Concern over nuisance calls risks becoming hysteria

A week never seems to go by without some hard-talk being issued by someone in authority over nuisance calls and SPAM texts.  

Russell Parsons

Last week was no exception. Which? launched a complaints tool intended as a single portal for people who otherwise wouldn’t know which regulator to go to make a complaint.

Understandable and on message. The consumer group has been consistent in its attack on rogue companies, launching its “calling time” campaign lobbying Government, the ICO and Ofcom to get tough on offenders earlier this year.

What was particularly interesting were the comments of support for the launch from communications minister Ed Vaizey. The minister praised the launch and promised action to see “what else should be done to cut this nuisance off at source”.
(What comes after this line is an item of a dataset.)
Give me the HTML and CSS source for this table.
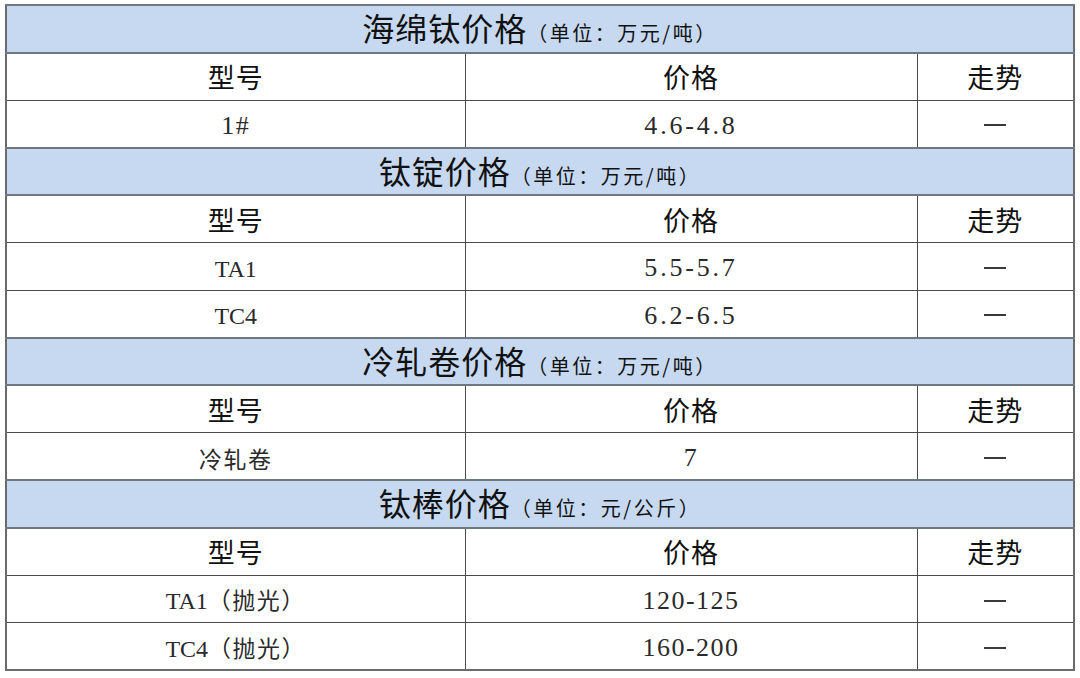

Nothing particularly incendiary about this, granted. However, as is often the case when a politician spots an opportunity to take vote-winning action, they can often resort to sledgehammer tactics.

Concern about cold calling and SPAM texts is very real among the public. Which? is doing its job in demanding loopholes are closed and restrictions are put in place. The Government, however, is being led by what ministers believe is a weight of ill-feeling among the public.

An anonymous commentator on Marketing Week’s story about the launch of Which?’s tool warned of the dangers of “going overboard” and “killing an industry” that has actually done some good, listing scenarios where people have saved money on utility bills or claimed back mis-sold Payment Protection Insurance.

Not all making telemarketing calls are a nuisance, not all SPAM texts are useless. A blanket ban would hurt as much and as many as it would hinder. The Direct Marketing Association is right when it reacts to such stories by stressing that it is “rogue” companies that need dealing with.

I fear such a distinction might be lost on Vaizey and colleagues.